● DATA TO USE
────────────────────

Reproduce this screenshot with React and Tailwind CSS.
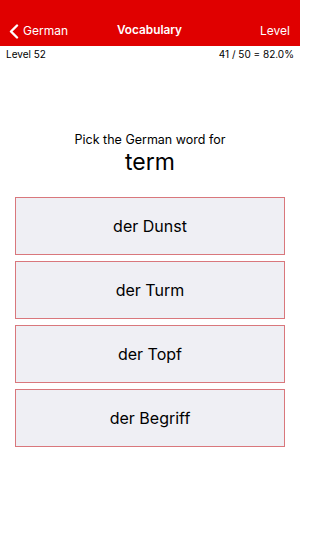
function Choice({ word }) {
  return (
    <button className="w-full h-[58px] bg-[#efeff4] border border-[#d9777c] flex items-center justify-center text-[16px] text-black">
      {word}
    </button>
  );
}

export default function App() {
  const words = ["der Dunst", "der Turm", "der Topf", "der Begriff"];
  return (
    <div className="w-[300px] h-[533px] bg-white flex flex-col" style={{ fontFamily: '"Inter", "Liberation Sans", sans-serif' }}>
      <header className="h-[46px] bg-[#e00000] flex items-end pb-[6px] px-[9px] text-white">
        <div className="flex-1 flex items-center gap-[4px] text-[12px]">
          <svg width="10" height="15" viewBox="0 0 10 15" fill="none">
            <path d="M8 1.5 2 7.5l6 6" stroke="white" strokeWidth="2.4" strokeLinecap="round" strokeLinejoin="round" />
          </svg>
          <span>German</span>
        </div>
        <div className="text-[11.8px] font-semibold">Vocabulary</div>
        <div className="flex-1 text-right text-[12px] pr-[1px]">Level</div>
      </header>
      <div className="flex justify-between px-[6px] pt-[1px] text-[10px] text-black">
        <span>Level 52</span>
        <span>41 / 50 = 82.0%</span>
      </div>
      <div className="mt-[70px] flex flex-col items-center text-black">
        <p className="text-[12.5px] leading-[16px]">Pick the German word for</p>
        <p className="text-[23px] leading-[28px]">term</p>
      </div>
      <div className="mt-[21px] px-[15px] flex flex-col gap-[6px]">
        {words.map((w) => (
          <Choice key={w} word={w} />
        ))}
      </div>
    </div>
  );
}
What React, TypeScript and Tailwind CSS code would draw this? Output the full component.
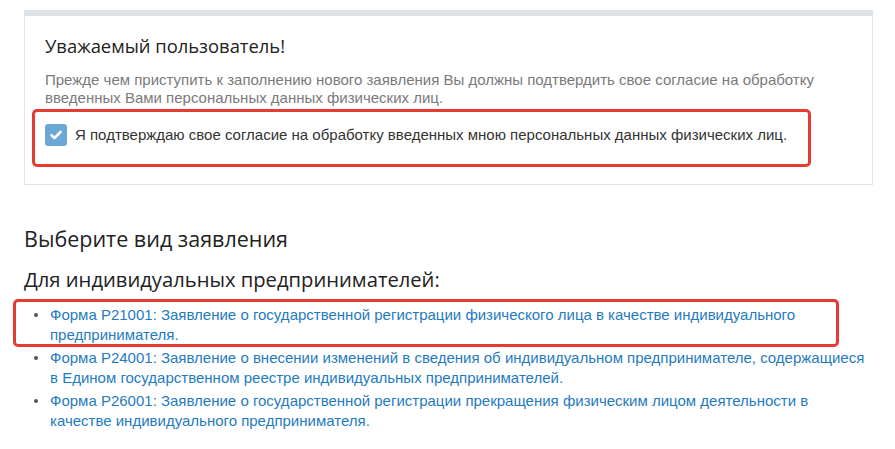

────────────────────

● SET PROBLEM
Using the records above, pull out each line where the word "React" occurs.

● SOLUTION
Reproduce this screenshot with React and Tailwind CSS.
What React, TypeScript and Tailwind CSS code would draw this? Output the full component.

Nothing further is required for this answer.